A oração torna-se, assim, uma pauta musical na qual a melodia da vida é escrita. Não há contraposição entre a realidade cotidiana e o espírito, entre contemplação e ação: «Uma contradição que veio provavelmente da influência de algum filósofo neoplatônico» (5 de maio). E acrescenta: «Tudo no ser humano é “binário”: o nosso corpo é simétrico, temos dois braços, dois olhos, duas mãos. Assim, também o trabalho e a oração são complementares… As mãos postas do monge contêm os calos daqueles que empunham pás e enxadas» (9 de junho).
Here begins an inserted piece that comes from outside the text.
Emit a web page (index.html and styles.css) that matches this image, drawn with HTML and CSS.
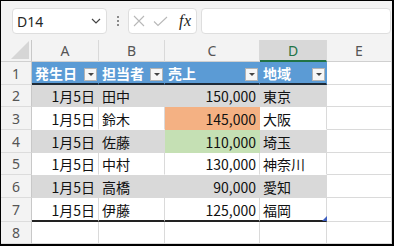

Com estas catequeses, que juntas constituem quase uma encíclica, Francisco quis lembrar a Igreja da importância da oração em um momento histórico tão desafiador. «Existe o risco de transformá-la em una organização de “empresários da fé” fazendo beneficência, muitas coisas…» (14 de abril) e, repetindo a interrogação de Jesus no Evangelho de Lucas (18,8), se pergunta: «O Filho do Homem, porém, quando vier, encontrará fé sobre a terra?»